D. The Immigration Reform and Control Act: Congress Sanctions the Employment of Undocumented Workers

The Immigration and Naturalization Act (“INA”) did not prohibit the employment of undocumented workers until Congress amended it by passing the Immigration Reform and Control Act of 1986 (“IRCA”), two years after the Supreme Court decided Sure-Tan, Inc. The IRCA prohibits the employment of undocumented workers and provides both civil and criminal penalties for employers who knowingly hire undocumented workers.

Congress intended IRCA’s employer sanctions to deter illegal immigration by complementing the enforcement of wage and hour laws of the Fair Labor Standards Act (“FLSA”) with respect to undocumented workers. Congress believed that uniform enforcement of worker protection laws with respect to undocumented and legal workers alike would remove the economic incentive for employers to hire undocumented workers over legally authorized workers. The IRCA’s passage was a response to Congress’ perception that programs intended to deter illegal immigration, by targeting the employers of undocumented workers, were not sufficiently effective and that sanctions would provide additional deterrence. The IRCA’s legislative history indicates that Congress intended employer sanctions to complement, rather than replace, enforcement of worker protection laws.

E. Del Rey Tortilleria, Inc. v. NLRB: The Seventh Circuit Prohibits Back Pay Until Proof of Authorization to Work

In 1992, the Seventh Circuit Court of Appeals, in Del Rey Tortilleria, Inc. v. NLRB, also addressed whether Sure-Tan, Inc. precluded the NLRB from awarding back pay where undocumented workers remained in the United States after their unlawful discharge. The court concluded that an undocumented worker who remains in the United States after an unlawful discharge may not receive back pay for his employer’s NLRA violation until he demonstrates that he was legally present and entitled to work. Because NLRA back pay was a remedial measure, the court reasoned that the worker had not suffered any compensable harm unless he could show that he was legally employable during the back pay period. The court interpreted Sure-Tan, Inc. to prohibit undocumented workers from receiving back pay before showing proof of legal employment status.
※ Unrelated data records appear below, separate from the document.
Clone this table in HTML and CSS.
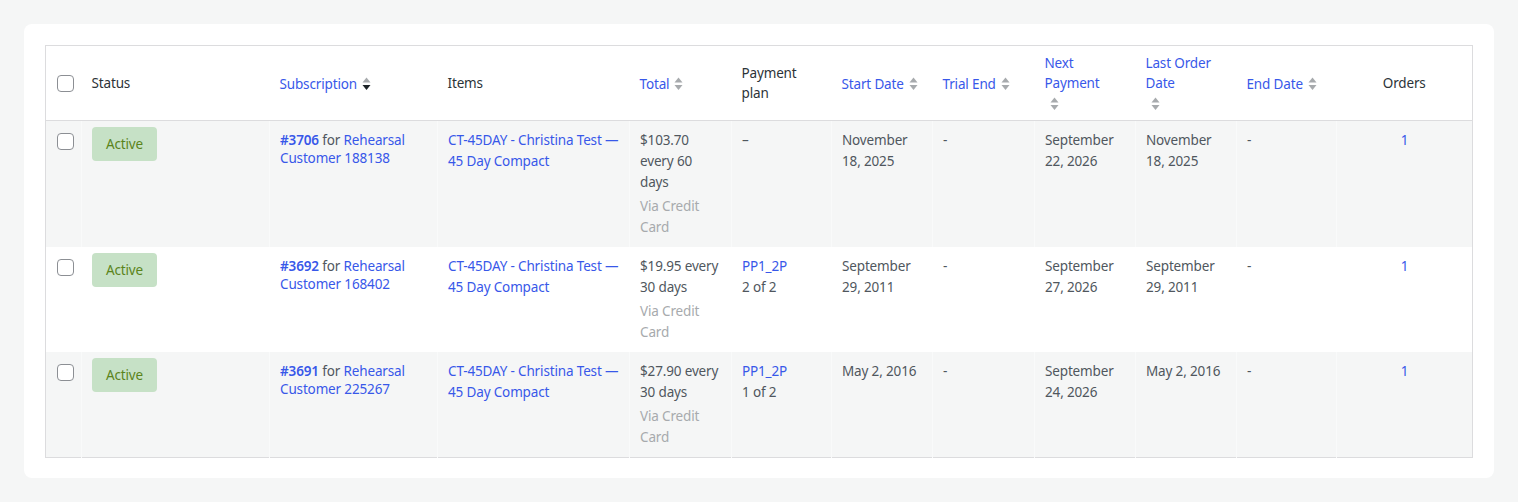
FILE: index.html
```html
<!DOCTYPE html>
<html lang="en">
<head>
<meta charset="utf-8">
<title>Subscriptions</title>
<link rel="stylesheet" href="styles.css">
</head>
<body>
<div class="card">
  <table class="list">
    <colgroup>
      <col class="c-cb"><col class="c-status"><col class="c-sub"><col class="c-items"><col class="c-total"><col class="c-plan"><col class="c-date"><col class="c-trial"><col class="c-date"><col class="c-date"><col class="c-end"><col class="c-orders">
    </colgroup>
    <thead>
      <tr>
        <th class="cb"><input type="checkbox" class="check"></th>
        <th>Status</th>
        <th><a class="sort-link"><span class="lbl">Subscription</span><svg class="sort" width="9" height="14" viewBox="0 0 9 14"><path d="M0.5 5.5 L4.5 0.5 L8.5 5.5 Z" fill="#a7aaad"/><path d="M0.5 8 L4.5 13 L8.5 8 Z" fill="#1d2327"/></svg></a></th>
        <th>Items</th>
        <th><a class="sort-link"><span class="lbl">Total</span><svg class="sort" width="9" height="14" viewBox="0 0 9 14"><path d="M0.5 5.5 L4.5 0.5 L8.5 5.5 Z" fill="#a7aaad"/><path d="M0.5 8 L4.5 13 L8.5 8 Z" fill="#a7aaad"/></svg></a></th>
        <th>Payment plan</th>
        <th><a class="sort-link"><span class="lbl">Start Date</span><svg class="sort" width="9" height="14" viewBox="0 0 9 14"><path d="M0.5 5.5 L4.5 0.5 L8.5 5.5 Z" fill="#a7aaad"/><path d="M0.5 8 L4.5 13 L8.5 8 Z" fill="#a7aaad"/></svg></a></th>
        <th><a class="sort-link"><span class="lbl">Trial End</span><svg class="sort" width="9" height="14" viewBox="0 0 9 14"><path d="M0.5 5.5 L4.5 0.5 L8.5 5.5 Z" fill="#a7aaad"/><path d="M0.5 8 L4.5 13 L8.5 8 Z" fill="#a7aaad"/></svg></a></th>
        <th><a class="sort-link"><span class="lbl">Next Payment</span><svg class="sort" width="9" height="14" viewBox="0 0 9 14"><path d="M0.5 5.5 L4.5 0.5 L8.5 5.5 Z" fill="#a7aaad"/><path d="M0.5 8 L4.5 13 L8.5 8 Z" fill="#a7aaad"/></svg></a></th>
        <th><a class="sort-link"><span class="lbl">Last Order Date</span><svg class="sort" width="9" height="14" viewBox="0 0 9 14"><path d="M0.5 5.5 L4.5 0.5 L8.5 5.5 Z" fill="#a7aaad"/><path d="M0.5 8 L4.5 13 L8.5 8 Z" fill="#a7aaad"/></svg></a></th>
        <th><a class="sort-link"><span class="lbl">End Date</span><svg class="sort" width="9" height="14" viewBox="0 0 9 14"><path d="M0.5 5.5 L4.5 0.5 L8.5 5.5 Z" fill="#a7aaad"/><path d="M0.5 8 L4.5 13 L8.5 8 Z" fill="#a7aaad"/></svg></a></th>
        <th class="center">Orders</th>
      </tr>
    </thead>
    <tbody>
      <tr class="alt">
        <td class="cb"><input type="checkbox" class="check"></td>
        <td><span class="badge">Active</span></td>
        <td><div class="sub"><a class="strong">#3706</a> for <a>Rehearsal Customer 188138</a></div></td>
        <td><a>CT-45DAY - Christina Test — 45 Day Compact</a></td>
        <td><div>$103.70 every 60 days</div><div class="via">Via Credit Card</div></td>
        <td>–</td>
        <td>November 18, 2025</td>
        <td>-</td>
        <td>September 22, 2026</td>
        <td>November 18, 2025</td>
        <td>-</td>
        <td class="center"><a>1</a></td>
      </tr>
      <tr>
        <td class="cb"><input type="checkbox" class="check"></td>
        <td><span class="badge">Active</span></td>
        <td><div class="sub"><a class="strong">#3692</a> for <a>Rehearsal Customer 168402</a></div></td>
        <td><a>CT-45DAY - Christina Test — 45 Day Compact</a></td>
        <td><div>$19.95 every 30 days</div><div class="via">Via Credit Card</div></td>
        <td><a>PP1_2P</a><div>2 of 2</div></td>
        <td>September 29, 2011</td>
        <td>-</td>
        <td>September 27, 2026</td>
        <td>September 29, 2011</td>
        <td>-</td>
        <td class="center"><a>1</a></td>
      </tr>
      <tr class="alt">
        <td class="cb"><input type="checkbox" class="check"></td>
        <td><span class="badge">Active</span></td>
        <td><div class="sub"><a class="strong">#3691</a> for <a>Rehearsal Customer 225267</a></div></td>
        <td><a>CT-45DAY - Christina Test — 45 Day Compact</a></td>
        <td><div>$27.90 every 30 days</div><div class="via">Via Credit Card</div></td>
        <td><a>PP1_2P</a><div>1 of 2</div></td>
        <td>May 2, 2016</td>
        <td>-</td>
        <td>September 24, 2026</td>
        <td>May 2, 2016</td>
        <td>-</td>
        <td class="center"><a>1</a></td>
      </tr>
    </tbody>
  </table>
</div>
</body>
</html>
```

FILE: styles.css
```css
html, body {
  margin: 0;
  padding: 0;
}
body {
  background: #f5f6f6;
  font-family: "Noto Sans", "Open Sans", sans-serif;
  font-size: 13.5px;
  letter-spacing: -0.15px;
  color: #50575e;
  padding: 24px;
}
.card {
  background: #fff;
  border-radius: 8px;
  padding: 21px 21px 20px;
}
.list {
  width: 100%;
  table-layout: fixed;
  border-collapse: collapse;
  border: 1px solid #dcdcde;
}
.c-cb { width: 36px; }
.c-status { width: 188px; }
.c-sub { width: 168px; }
.c-items { width: 192px; }
.c-total { width: 102px; }
.c-plan { width: 100px; }
.c-date { width: 101px; }
.c-trial { width: 102px; }
.c-end { width: 100px; }
.c-orders { width: auto; }

a {
  color: #3858e9;
  text-decoration: none;
}
th {
  height: 74px;
  padding: 0 10px;
  text-align: left;
  font-weight: 400;
  color: #2c3338;
  line-height: 20px;
  vertical-align: middle;
  border-bottom: 1px solid #dcdcde;
}
.sort-link .lbl {
  display: inline-block;
  vertical-align: middle;
}
.sort {
  display: inline-block;
  vertical-align: middle;
  margin-left: 5px;
}
td {
  padding: 9px 10px 9px;
  line-height: 21px;
  vertical-align: top;
  border-left: 1px solid transparent;
}
tr.alt td {
  background: #f5f6f6;
  border-left-color: #f9fafa;
}
td:first-child { border-left: none; }
.cb {
  padding-left: 11px;
  padding-right: 0;
}
td.cb {
  padding-top: 12px;
}
.check {
  appearance: none;
  -webkit-appearance: none;
  display: block;
  width: 17px;
  height: 17px;
  margin: 0;
  border: 1px solid #8c8f94;
  border-radius: 4px;
  background: #fff;
  box-sizing: border-box;
}
.center { text-align: center; }
.badge {
  display: inline-block;
  margin-top: -3px;
  height: 34px;
  line-height: 34px;
  padding: 0 14px;
  border-radius: 4px;
  background: #c6e1c6;
  color: #5b841b;
}
.sub {
  line-height: 18px;
  padding-top: 1px;
}
.strong { font-weight: 600; }
.via {
  color: #a7aaad;
  margin-top: 3px;
}
```
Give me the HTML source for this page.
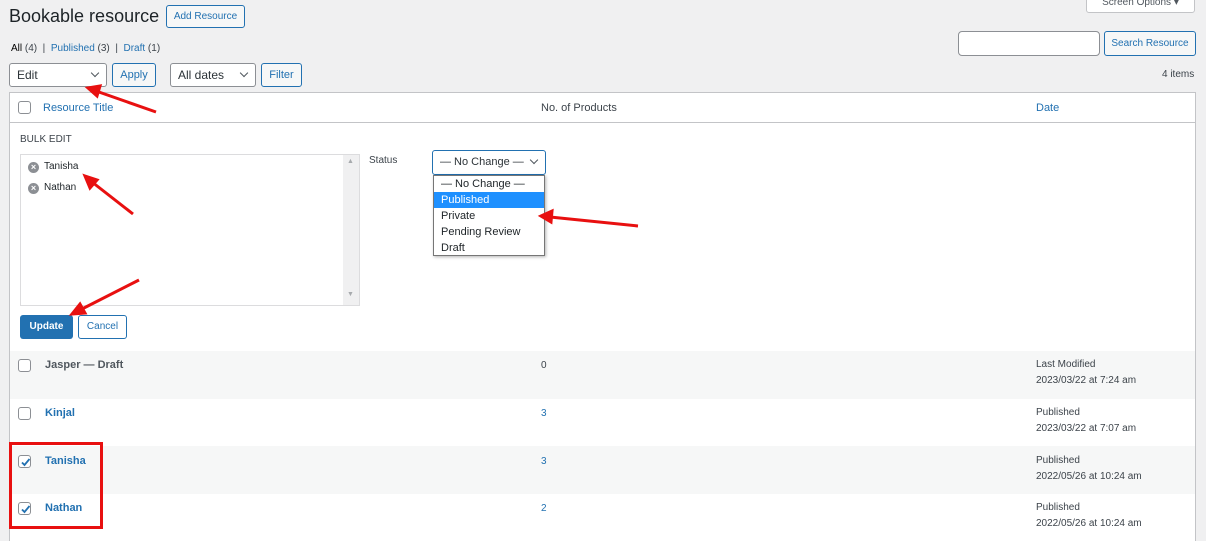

Although the court decided Del Rey Tortilleria, Inc. after the IRCA’s passage, the illegality of employing undocumented workers was not a factor in the court’s decision to preclude back pay because Del Ray Tortilleria, Inc. hired the workers prior to the IRCA’s passage. The court acknowledged that the IRCA did not control the rights of the parties but noted in dicta that the IRCA would preclude back pay for undocumented workers discharged in violation of the NLRA.

F. NLRB v. A.P.R.A. Fuel Oil Buyers Group, Inc.: The Second Circuit Allows Back Pay Pending Authorization for a Reasonable Time

In 1997, the Second Circuit Court of Appeals, in NLRB v. A.P.R.A. Fuel Oil Buyers Group, Inc., enforced an NLRB order that represented a new NLRB policy regarding the availability of back pay to undocumented workers. In A.P.R.A. Fuel Oil Buyers Group, Inc., an employer violated the IRCA by hiring employees who it knew were undocumented and then violated NLRA section 8(a)(3) by firing the undocumented workers after they supported a union. The NLRB ordered reinstatement contingent upon the workers’ successful application for green cards. The NLRB tailored its back pay award so that it would not conflict with the IRCA by awarding back pay for the period between the unlawful discharge and the conditional reinstatement, or for a reasonable time after the discharge if the workers did not obtain authorization to work. The Second Circuit Court of Appeals held that the IRCA’s passage did not diminish the availability of NLRA remedies. The court relied in part on Congress’ statements that it intended the IRCA to deter employers from hiring undocumented workers. Consequently, Congress did not intend to diminish labor protections then available.